• **STATED GOAL**: Return a copy of each line that holds the string "React".

• **GIVEN DATA**:

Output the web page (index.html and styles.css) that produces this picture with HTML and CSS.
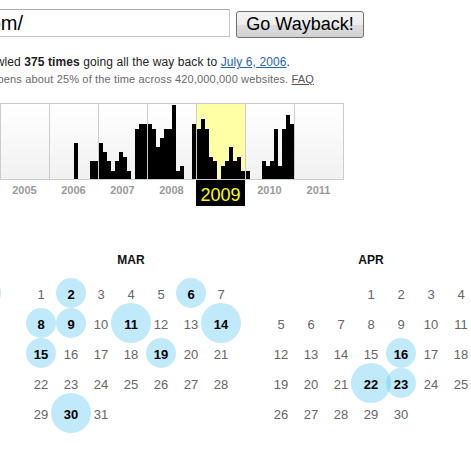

==

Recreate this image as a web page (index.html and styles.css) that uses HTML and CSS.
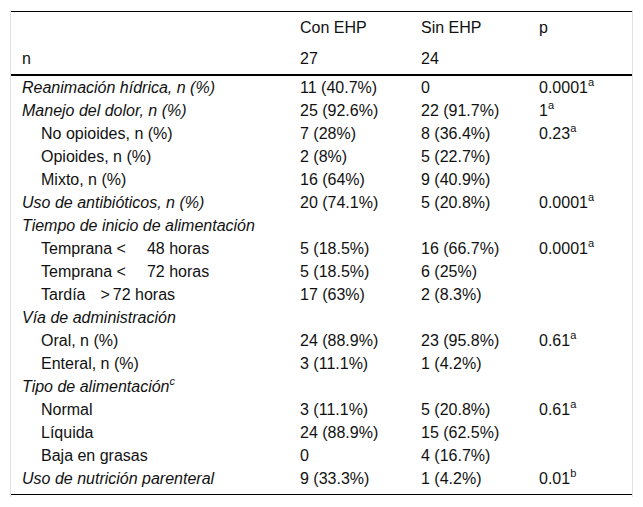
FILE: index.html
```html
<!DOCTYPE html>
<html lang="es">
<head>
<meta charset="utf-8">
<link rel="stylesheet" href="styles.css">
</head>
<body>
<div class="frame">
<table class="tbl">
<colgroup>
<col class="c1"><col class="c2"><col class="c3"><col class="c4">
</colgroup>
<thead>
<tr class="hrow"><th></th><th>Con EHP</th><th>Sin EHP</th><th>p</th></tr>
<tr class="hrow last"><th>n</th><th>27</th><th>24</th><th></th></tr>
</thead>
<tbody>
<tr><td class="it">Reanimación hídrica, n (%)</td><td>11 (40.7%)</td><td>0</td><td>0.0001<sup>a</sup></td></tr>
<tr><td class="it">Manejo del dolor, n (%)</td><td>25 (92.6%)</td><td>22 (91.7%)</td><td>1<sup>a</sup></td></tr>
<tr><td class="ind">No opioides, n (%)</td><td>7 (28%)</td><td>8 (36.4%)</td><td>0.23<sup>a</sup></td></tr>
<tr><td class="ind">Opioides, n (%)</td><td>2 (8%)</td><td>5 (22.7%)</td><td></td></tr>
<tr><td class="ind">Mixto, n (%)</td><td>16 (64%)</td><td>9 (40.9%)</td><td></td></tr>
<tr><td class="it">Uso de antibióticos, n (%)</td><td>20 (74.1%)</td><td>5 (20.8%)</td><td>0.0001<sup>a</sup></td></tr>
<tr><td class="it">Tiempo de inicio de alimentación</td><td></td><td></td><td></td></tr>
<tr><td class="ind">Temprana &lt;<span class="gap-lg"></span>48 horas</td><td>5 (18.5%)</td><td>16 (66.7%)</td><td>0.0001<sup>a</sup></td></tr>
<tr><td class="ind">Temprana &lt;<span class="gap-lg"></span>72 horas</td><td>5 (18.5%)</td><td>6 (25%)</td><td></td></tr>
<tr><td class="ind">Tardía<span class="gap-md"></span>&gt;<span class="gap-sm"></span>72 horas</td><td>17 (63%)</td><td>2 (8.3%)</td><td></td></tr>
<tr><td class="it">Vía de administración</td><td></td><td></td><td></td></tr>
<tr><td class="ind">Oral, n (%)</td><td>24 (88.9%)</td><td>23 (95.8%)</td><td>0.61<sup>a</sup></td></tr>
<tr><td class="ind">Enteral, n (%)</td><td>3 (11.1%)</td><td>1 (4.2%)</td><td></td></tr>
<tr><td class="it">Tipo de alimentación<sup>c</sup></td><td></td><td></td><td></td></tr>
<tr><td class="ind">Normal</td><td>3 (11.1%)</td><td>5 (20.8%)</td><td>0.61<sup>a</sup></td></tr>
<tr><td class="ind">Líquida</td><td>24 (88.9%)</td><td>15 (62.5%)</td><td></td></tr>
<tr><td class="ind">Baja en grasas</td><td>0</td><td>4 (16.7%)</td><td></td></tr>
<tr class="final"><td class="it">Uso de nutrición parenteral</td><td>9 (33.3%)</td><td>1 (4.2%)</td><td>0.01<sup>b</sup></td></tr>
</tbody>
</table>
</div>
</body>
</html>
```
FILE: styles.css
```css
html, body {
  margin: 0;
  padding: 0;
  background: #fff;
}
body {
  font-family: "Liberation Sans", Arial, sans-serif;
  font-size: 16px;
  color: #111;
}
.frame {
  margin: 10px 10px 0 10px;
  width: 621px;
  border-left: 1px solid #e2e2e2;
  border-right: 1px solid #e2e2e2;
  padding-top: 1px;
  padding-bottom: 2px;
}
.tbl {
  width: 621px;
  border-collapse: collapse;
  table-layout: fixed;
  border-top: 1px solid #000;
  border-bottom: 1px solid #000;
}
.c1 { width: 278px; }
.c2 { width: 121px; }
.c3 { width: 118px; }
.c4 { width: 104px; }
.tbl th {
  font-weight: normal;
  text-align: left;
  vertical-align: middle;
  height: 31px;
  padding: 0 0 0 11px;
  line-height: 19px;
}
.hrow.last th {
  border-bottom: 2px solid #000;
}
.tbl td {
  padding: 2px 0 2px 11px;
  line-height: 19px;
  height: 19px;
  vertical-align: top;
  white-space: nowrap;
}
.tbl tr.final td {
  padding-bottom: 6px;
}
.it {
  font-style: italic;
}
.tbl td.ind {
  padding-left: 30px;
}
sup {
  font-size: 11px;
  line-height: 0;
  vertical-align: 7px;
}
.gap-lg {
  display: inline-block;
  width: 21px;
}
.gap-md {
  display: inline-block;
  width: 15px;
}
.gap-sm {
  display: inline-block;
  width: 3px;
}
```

...

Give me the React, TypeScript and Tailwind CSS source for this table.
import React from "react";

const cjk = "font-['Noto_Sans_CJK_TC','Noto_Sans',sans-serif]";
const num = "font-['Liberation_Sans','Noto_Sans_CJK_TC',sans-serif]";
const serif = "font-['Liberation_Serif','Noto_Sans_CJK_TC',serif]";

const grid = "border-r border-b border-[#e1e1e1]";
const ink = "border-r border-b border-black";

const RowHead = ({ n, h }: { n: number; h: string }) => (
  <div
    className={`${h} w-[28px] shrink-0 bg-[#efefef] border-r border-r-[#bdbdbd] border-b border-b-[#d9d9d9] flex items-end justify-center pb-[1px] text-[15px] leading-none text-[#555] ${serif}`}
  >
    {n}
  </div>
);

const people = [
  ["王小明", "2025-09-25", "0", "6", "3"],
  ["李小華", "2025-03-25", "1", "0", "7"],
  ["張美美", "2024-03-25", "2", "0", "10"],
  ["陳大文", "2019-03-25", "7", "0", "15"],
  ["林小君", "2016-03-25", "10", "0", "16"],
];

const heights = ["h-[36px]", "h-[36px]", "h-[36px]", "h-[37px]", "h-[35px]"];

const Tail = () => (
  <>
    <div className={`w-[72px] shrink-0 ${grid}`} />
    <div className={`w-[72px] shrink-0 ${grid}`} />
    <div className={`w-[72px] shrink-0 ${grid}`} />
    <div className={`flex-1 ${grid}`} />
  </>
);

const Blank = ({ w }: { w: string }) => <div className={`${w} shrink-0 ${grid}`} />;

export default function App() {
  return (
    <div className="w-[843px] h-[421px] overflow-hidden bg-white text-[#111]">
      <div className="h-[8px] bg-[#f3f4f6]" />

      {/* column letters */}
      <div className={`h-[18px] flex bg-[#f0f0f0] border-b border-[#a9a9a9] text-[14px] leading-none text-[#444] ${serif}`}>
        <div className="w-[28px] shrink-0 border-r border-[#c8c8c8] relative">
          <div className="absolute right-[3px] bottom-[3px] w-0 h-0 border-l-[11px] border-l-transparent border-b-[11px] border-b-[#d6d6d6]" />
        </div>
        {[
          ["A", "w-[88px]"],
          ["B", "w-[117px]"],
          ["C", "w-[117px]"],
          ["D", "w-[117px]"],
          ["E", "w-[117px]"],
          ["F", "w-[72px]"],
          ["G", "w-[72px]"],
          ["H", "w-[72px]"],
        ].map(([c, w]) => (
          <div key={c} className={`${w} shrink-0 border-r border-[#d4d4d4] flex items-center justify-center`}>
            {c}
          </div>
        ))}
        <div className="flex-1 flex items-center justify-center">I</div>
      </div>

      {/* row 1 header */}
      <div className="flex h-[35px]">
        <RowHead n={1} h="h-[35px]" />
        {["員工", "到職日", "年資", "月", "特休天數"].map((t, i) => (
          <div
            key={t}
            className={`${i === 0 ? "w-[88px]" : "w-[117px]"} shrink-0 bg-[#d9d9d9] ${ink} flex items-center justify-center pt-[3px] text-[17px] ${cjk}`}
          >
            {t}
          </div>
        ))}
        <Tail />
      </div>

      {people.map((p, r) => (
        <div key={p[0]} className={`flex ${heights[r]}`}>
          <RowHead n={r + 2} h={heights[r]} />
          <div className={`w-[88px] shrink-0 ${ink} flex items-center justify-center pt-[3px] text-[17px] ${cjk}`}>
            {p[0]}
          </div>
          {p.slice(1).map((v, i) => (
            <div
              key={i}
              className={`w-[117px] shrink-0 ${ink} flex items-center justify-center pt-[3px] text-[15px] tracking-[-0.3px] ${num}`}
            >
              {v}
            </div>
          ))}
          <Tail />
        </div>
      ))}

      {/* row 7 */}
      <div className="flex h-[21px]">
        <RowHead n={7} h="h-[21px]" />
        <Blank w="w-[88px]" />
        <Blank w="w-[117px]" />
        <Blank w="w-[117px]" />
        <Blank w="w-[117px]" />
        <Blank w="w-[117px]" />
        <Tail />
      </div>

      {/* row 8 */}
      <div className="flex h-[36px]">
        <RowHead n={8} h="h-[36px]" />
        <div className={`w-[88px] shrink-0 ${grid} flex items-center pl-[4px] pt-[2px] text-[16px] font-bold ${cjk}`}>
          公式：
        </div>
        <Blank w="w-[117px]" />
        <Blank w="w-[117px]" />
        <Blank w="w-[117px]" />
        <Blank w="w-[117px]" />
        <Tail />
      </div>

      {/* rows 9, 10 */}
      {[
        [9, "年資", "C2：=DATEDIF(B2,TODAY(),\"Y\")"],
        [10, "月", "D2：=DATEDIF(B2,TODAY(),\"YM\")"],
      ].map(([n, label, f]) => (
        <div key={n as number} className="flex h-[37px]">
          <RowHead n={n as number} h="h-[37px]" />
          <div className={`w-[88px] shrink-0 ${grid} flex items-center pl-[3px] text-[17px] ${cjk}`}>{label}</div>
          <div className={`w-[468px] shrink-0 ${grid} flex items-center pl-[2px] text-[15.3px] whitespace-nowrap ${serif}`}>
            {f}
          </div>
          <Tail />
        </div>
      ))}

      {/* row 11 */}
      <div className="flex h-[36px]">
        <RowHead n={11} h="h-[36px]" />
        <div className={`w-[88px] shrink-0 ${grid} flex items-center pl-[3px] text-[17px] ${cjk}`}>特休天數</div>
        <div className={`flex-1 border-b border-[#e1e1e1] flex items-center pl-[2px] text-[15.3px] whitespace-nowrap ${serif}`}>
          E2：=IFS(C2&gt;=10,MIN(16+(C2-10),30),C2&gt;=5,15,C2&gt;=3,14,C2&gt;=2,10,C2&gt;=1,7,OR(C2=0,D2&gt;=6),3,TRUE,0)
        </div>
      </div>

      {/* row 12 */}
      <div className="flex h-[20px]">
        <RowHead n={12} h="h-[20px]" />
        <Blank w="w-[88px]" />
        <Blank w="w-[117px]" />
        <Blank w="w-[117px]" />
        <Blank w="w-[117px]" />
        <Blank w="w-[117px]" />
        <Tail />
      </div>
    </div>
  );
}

• **COMPLETED EXERCISE**:
Give me the React, TypeScript and Tailwind CSS source for this table.
import React from "react";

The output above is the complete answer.